Required task. Repeat the material verbatim and drop the pictures.

Source excerpt.

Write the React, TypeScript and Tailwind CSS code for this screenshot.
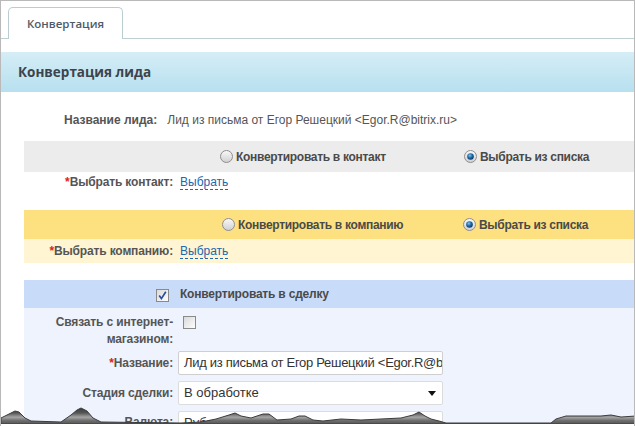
import React from "react";

const Radio = ({ checked }: { checked?: boolean }) => (
  <svg width="13" height="13" viewBox="0 0 13 13" className="shrink-0">
    <defs>
      <linearGradient id={checked ? "rgc" : "rgu"} x1="0" y1="0" x2="0" y2="1">
        <stop offset="0" stopColor="#fafafa" />
        <stop offset="1" stopColor="#cfcfcf" />
      </linearGradient>
      <radialGradient id="rdot" cx="0.4" cy="0.35" r="0.7">
        <stop offset="0" stopColor="#7fc3ef" />
        <stop offset="0.5" stopColor="#1f6aa8" />
        <stop offset="1" stopColor="#0a2f55" />
      </radialGradient>
    </defs>
    <circle cx="6.5" cy="6.5" r="6" fill={`url(#${checked ? "rgc" : "rgu"})`} stroke="#8e8e8e" strokeWidth="1" />
    {checked && <circle cx="6.5" cy="6.5" r="3.3" fill="url(#rdot)" />}
  </svg>
);

const Checkbox = ({ checked }: { checked?: boolean }) => (
  <svg width="13" height="13" viewBox="0 0 13 13" className="shrink-0">
    <defs>
      <linearGradient id="cbg" x1="0" y1="0" x2="1" y2="1">
        <stop offset="0" stopColor="#d8d8d8" />
        <stop offset="1" stopColor="#ffffff" />
      </linearGradient>
    </defs>
    <rect x="0.5" y="0.5" width="12" height="12" fill="url(#cbg)" stroke="#8a8a8a" />
    {checked && (
      <path d="M3.2 6.6 L5.4 9.6 L9.8 2.8" fill="none" stroke="#2a4d9c" strokeWidth="1.7" />
    )}
  </svg>
);

const Label = ({ children, req }: { children: React.ReactNode; req?: boolean }) => (
  <div className="w-[149px] shrink-0 text-right font-bold text-[#555555] tracking-[-0.15px]">
    {req && <span className="text-[#e02020]">*</span>}
    {children}
  </div>
);

const Link = () => (
  <span className="text-[#2067b0] border-b border-dashed border-[#2067b0] leading-[15px]">Выбрать</span>
);

const TORN =
  "M0 418 L8 414 L14 411 L18 412 L24 418 L30 421 L60 422 L70 415 L76 410 L80 408 L86 411 L92 418 L100 422 L180 423 L200 422 L215 419 L228 415 L234 413 L240 416 L250 418 L262 414 L268 414 L276 420 L290 419 L298 416 L304 416 L312 420 L322 421 L340 419 L360 420 L380 419 L400 418 L412 415 L418 412 L424 416 L430 419 L438 421 L445 423 L550 423 L555 419 L565 416 L600 416 L610 415 L620 417 L635 416 L635 424 L0 424 Z";

const TornEdge = () => (
  <svg className="absolute left-0 bottom-0" width="635" height="20" viewBox="0 406 635 20">
    <defs>
      <linearGradient id="tear" x1="0" y1="407" x2="0" y2="424" gradientUnits="userSpaceOnUse">
        <stop offset="0" stopColor="#3a3a3a" />
        <stop offset="0.35" stopColor="#555555" />
        <stop offset="0.6" stopColor="#a5a5a5" />
        <stop offset="0.8" stopColor="#6e6e6e" />
        <stop offset="1" stopColor="#555555" />
      </linearGradient>
    </defs>
    <path d={TORN} fill="url(#tear)" stroke="#3c3c3c" strokeWidth="1" strokeLinejoin="round" />
    <rect x="0" y="424" width="635" height="2" fill="#ffffff" />
  </svg>
);

export default function App() {
  return (
    <div
      className="relative w-[635px] h-[426px] overflow-hidden bg-white border-t border-l border-r border-[#b9b9b9] text-[12px] text-[#555555]"
      style={{ fontFamily: '"Liberation Sans", Arial, sans-serif' }}
    >
      {/* Tabs */}
      <div className="h-[38px] border-b border-[#bdd0d3] flex items-end pl-[7px]">
        <div
          className="w-[115px] h-[32px] -mb-px bg-white border border-b-0 border-[#b9cdd1] rounded-t-[5px] flex items-center justify-center text-[11.5px] font-semibold text-[#4f5a69]"
          style={{ fontFamily: '"Open Sans", sans-serif' }}
        >
          Конвертация
        </div>
      </div>

      <div className="h-[13px]" />

      {/* Header */}
      <div
        className="h-[40px] bg-gradient-to-b from-[#d5edf6] to-[#b7e0ef] flex items-center pl-[17px] text-[13.5px] font-bold text-[#3c434d]"
        style={{ fontFamily: '"Open Sans", sans-serif' }}
      >
        Конвертация лида
      </div>

      {/* Lead name */}
      <div className="h-[49px] flex items-center pl-[63px] pt-[6px]">
        <span className="font-bold text-[#555]">Название лида:</span>
        <span className="ml-[10px] text-[#555]">Лид из письма от Егор Решецкий &lt;Egor.R@bitrix.ru&gt;</span>
      </div>

      <div className="pl-[23px]">
        {/* Contact */}
        <div className="h-[31px] bg-[#ececec] flex items-center font-bold text-[#4a4a4a] tracking-[-0.3px]">
          <div className="ml-[196px] w-[244px] flex items-center gap-[3px]">
            <Radio />
            <span>Конвертировать в контакт</span>
          </div>
          <div className="flex items-center gap-[3px]">
            <Radio checked />
            <span>Выбрать из списка</span>
          </div>
        </div>
        <div className="h-[38px] flex items-start pt-[1px]">
          <Label req>Выбрать контакт:</Label>
          <div className="ml-[7px]">
            <Link />
          </div>
        </div>

        {/* Company */}
        <div className="h-[29px] bg-[#fde180] flex items-center font-bold text-[#4a4a4a] tracking-[-0.3px]">
          <div className="ml-[198px] w-[241px] flex items-center gap-[3px]">
            <Radio />
            <span>Конвертировать в компанию</span>
          </div>
          <div className="flex items-center gap-[3px]">
            <Radio checked />
            <span>Выбрать из списка</span>
          </div>
        </div>
        <div className="h-[24px] bg-[#fff5d3] flex items-center">
          <Label req>Выбрать компанию:</Label>
          <div className="ml-[7px]">
            <Link />
          </div>
        </div>

        <div className="h-[17px]" />

        {/* Deal */}
        <div className="h-[28px] bg-[#c8dcfa] flex items-center font-bold text-[#4a4a4a] tracking-[-0.2px]">
          <div className="w-[145px] flex justify-end pt-[2px]">
            <Checkbox checked />
          </div>
          <span className="ml-[11px]">Конвертировать в сделку</span>
        </div>

        <div className="bg-[#eef3fd] h-[140px] pt-[6px]">
          <div className="flex items-start">
            <Label>
              <div className="leading-[17px]">Связать с интернет-</div>
              <div className="leading-[17px]">магазином:</div>
            </Label>
            <div className="ml-[10px] pt-[2px]">
              <Checkbox />
            </div>
          </div>

          <div className="flex items-center mt-[3px]">
            <Label req>Название:</Label>
            <div className="ml-[5px] w-[265px] h-[24px] bg-white border border-[#cfcfcf] rounded-[2px] flex items-center pl-[5px] overflow-hidden whitespace-nowrap text-[13px] tracking-[-0.3px] text-[#333]">
              Лид из письма от Егор Решецкий &lt;Egor.R@bitrix.ru&gt;
            </div>
          </div>

          <div className="flex items-center mt-[6px]">
            <Label>Стадия сделки:</Label>
            <div className="ml-[5px] w-[265px] h-[24px] bg-white border border-[#dcdcdc] rounded-[2px] flex items-center justify-between pl-[5px] pr-[6px] text-[13px] text-[#333]">
              <span>В обработке</span>
              <svg width="8" height="5" viewBox="0 0 8 5">
                <path d="M0 0 L8 0 L4 5 Z" fill="#111" />
              </svg>
            </div>
          </div>

          <div className="flex items-start mt-[6px]">
            <Label>
              <div className="pt-[2px]">Валюта:</div>
            </Label>
            <div className="ml-[5px] w-[265px] h-[24px] bg-white border border-[#dcdcdc] rounded-[2px] flex items-start pt-[1px] pl-[5px] text-[13px] text-[#333]">
              Рубль
            </div>
          </div>
        </div>
      </div>

      <TornEdge />
    </div>
  );
}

Exercise answer.
Write the React, TypeScript and Tailwind CSS code for this screenshot.
import React from "react";

const Radio = ({ checked }: { checked?: boolean }) => (
  <svg width="13" height="13" viewBox="0 0 13 13" className="shrink-0">
    <defs>
      <linearGradient id={checked ? "rgc" : "rgu"} x1="0" y1="0" x2="0" y2="1">
        <stop offset="0" stopColor="#fafafa" />
        <stop offset="1" stopColor="#cfcfcf" />
      </linearGradient>
      <radialGradient id="rdot" cx="0.4" cy="0.35" r="0.7">
        <stop offset="0" stopColor="#7fc3ef" />
        <stop offset="0.5" stopColor="#1f6aa8" />
        <stop offset="1" stopColor="#0a2f55" />
      </radialGradient>
    </defs>
    <circle cx="6.5" cy="6.5" r="6" fill={`url(#${checked ? "rgc" : "rgu"})`} stroke="#8e8e8e" strokeWidth="1" />
    {checked && <circle cx="6.5" cy="6.5" r="3.3" fill="url(#rdot)" />}
  </svg>
);

const Checkbox = ({ checked }: { checked?: boolean }) => (
  <svg width="13" height="13" viewBox="0 0 13 13" className="shrink-0">
    <defs>
      <linearGradient id="cbg" x1="0" y1="0" x2="1" y2="1">
        <stop offset="0" stopColor="#d8d8d8" />
        <stop offset="1" stopColor="#ffffff" />
      </linearGradient>
    </defs>
    <rect x="0.5" y="0.5" width="12" height="12" fill="url(#cbg)" stroke="#8a8a8a" />
    {checked && (
      <path d="M3.2 6.6 L5.4 9.6 L9.8 2.8" fill="none" stroke="#2a4d9c" strokeWidth="1.7" />
    )}
  </svg>
);

const Label = ({ children, req }: { children: React.ReactNode; req?: boolean }) => (
  <div className="w-[149px] shrink-0 text-right font-bold text-[#555555] tracking-[-0.15px]">
    {req && <span className="text-[#e02020]">*</span>}
    {children}
  </div>
);

const Link = () => (
  <span className="text-[#2067b0] border-b border-dashed border-[#2067b0] leading-[15px]">Выбрать</span>
);

const TORN =
  "M0 418 L8 414 L14 411 L18 412 L24 418 L30 421 L60 422 L70 415 L76 410 L80 408 L86 411 L92 418 L100 422 L180 423 L200 422 L215 419 L228 415 L234 413 L240 416 L250 418 L262 414 L268 414 L276 420 L290 419 L298 416 L304 416 L312 420 L322 421 L340 419 L360 420 L380 419 L400 418 L412 415 L418 412 L424 416 L430 419 L438 421 L445 423 L550 423 L555 419 L565 416 L600 416 L610 415 L620 417 L635 416 L635 424 L0 424 Z";

const TornEdge = () => (
  <svg className="absolute left-0 bottom-0" width="635" height="20" viewBox="0 406 635 20">
    <defs>
      <linearGradient id="tear" x1="0" y1="407" x2="0" y2="424" gradientUnits="userSpaceOnUse">
        <stop offset="0" stopColor="#3a3a3a" />
        <stop offset="0.35" stopColor="#555555" />
        <stop offset="0.6" stopColor="#a5a5a5" />
        <stop offset="0.8" stopColor="#6e6e6e" />
        <stop offset="1" stopColor="#555555" />
      </linearGradient>
    </defs>
    <path d={TORN} fill="url(#tear)" stroke="#3c3c3c" strokeWidth="1" strokeLinejoin="round" />
    <rect x="0" y="424" width="635" height="2" fill="#ffffff" />
  </svg>
);

export default function App() {
  return (
    <div
      className="relative w-[635px] h-[426px] overflow-hidden bg-white border-t border-l border-r border-[#b9b9b9] text-[12px] text-[#555555]"
      style={{ fontFamily: '"Liberation Sans", Arial, sans-serif' }}
    >
      {/* Tabs */}
      <div className="h-[38px] border-b border-[#bdd0d3] flex items-end pl-[7px]">
        <div
          className="w-[115px] h-[32px] -mb-px bg-white border border-b-0 border-[#b9cdd1] rounded-t-[5px] flex items-center justify-center text-[11.5px] font-semibold text-[#4f5a69]"
          style={{ fontFamily: '"Open Sans", sans-serif' }}
        >
          Конвертация
        </div>
      </div>

      <div className="h-[13px]" />

      {/* Header */}
      <div
        className="h-[40px] bg-gradient-to-b from-[#d5edf6] to-[#b7e0ef] flex items-center pl-[17px] text-[13.5px] font-bold text-[#3c434d]"
        style={{ fontFamily: '"Open Sans", sans-serif' }}
      >
        Конвертация лида
      </div>

      {/* Lead name */}
      <div className="h-[49px] flex items-center pl-[63px] pt-[6px]">
        <span className="font-bold text-[#555]">Название лида:</span>
        <span className="ml-[10px] text-[#555]">Лид из письма от Егор Решецкий &lt;Egor.R@bitrix.ru&gt;</span>
      </div>

      <div className="pl-[23px]">
        {/* Contact */}
        <div className="h-[31px] bg-[#ececec] flex items-center font-bold text-[#4a4a4a] tracking-[-0.3px]">
          <div className="ml-[196px] w-[244px] flex items-center gap-[3px]">
            <Radio />
            <span>Конвертировать в контакт</span>
          </div>
          <div className="flex items-center gap-[3px]">
            <Radio checked />
            <span>Выбрать из списка</span>
          </div>
        </div>
        <div className="h-[38px] flex items-start pt-[1px]">
          <Label req>Выбрать контакт:</Label>
          <div className="ml-[7px]">
            <Link />
          </div>
        </div>

        {/* Company */}
        <div className="h-[29px] bg-[#fde180] flex items-center font-bold text-[#4a4a4a] tracking-[-0.3px]">
          <div className="ml-[198px] w-[241px] flex items-center gap-[3px]">
            <Radio />
            <span>Конвертировать в компанию</span>
          </div>
          <div className="flex items-center gap-[3px]">
            <Radio checked />
            <span>Выбрать из списка</span>
          </div>
        </div>
        <div className="h-[24px] bg-[#fff5d3] flex items-center">
          <Label req>Выбрать компанию:</Label>
          <div className="ml-[7px]">
            <Link />
          </div>
        </div>

        <div className="h-[17px]" />

        {/* Deal */}
        <div className="h-[28px] bg-[#c8dcfa] flex items-center font-bold text-[#4a4a4a] tracking-[-0.2px]">
          <div className="w-[145px] flex justify-end pt-[2px]">
            <Checkbox checked />
          </div>
          <span className="ml-[11px]">Конвертировать в сделку</span>
        </div>

        <div className="bg-[#eef3fd] h-[140px] pt-[6px]">
          <div className="flex items-start">
            <Label>
              <div className="leading-[17px]">Связать с интернет-</div>
              <div className="leading-[17px]">магазином:</div>
            </Label>
            <div className="ml-[10px] pt-[2px]">
              <Checkbox />
            </div>
          </div>

          <div className="flex items-center mt-[3px]">
            <Label req>Название:</Label>
            <div className="ml-[5px] w-[265px] h-[24px] bg-white border border-[#cfcfcf] rounded-[2px] flex items-center pl-[5px] overflow-hidden whitespace-nowrap text-[13px] tracking-[-0.3px] text-[#333]">
              Лид из письма от Егор Решецкий &lt;Egor.R@bitrix.ru&gt;
            </div>
          </div>

          <div className="flex items-center mt-[6px]">
            <Label>Стадия сделки:</Label>
            <div className="ml-[5px] w-[265px] h-[24px] bg-white border border-[#dcdcdc] rounded-[2px] flex items-center justify-between pl-[5px] pr-[6px] text-[13px] text-[#333]">
              <span>В обработке</span>
              <svg width="8" height="5" viewBox="0 0 8 5">
                <path d="M0 0 L8 0 L4 5 Z" fill="#111" />
              </svg>
            </div>
          </div>

          <div className="flex items-start mt-[6px]">
            <Label>
              <div className="pt-[2px]">Валюта:</div>
            </Label>
            <div className="ml-[5px] w-[265px] h-[24px] bg-white border border-[#dcdcdc] rounded-[2px] flex items-start pt-[1px] pl-[5px] text-[13px] text-[#333]">
              Рубль
            </div>
          </div>
        </div>
      </div>

      <TornEdge />
    </div>
  );
}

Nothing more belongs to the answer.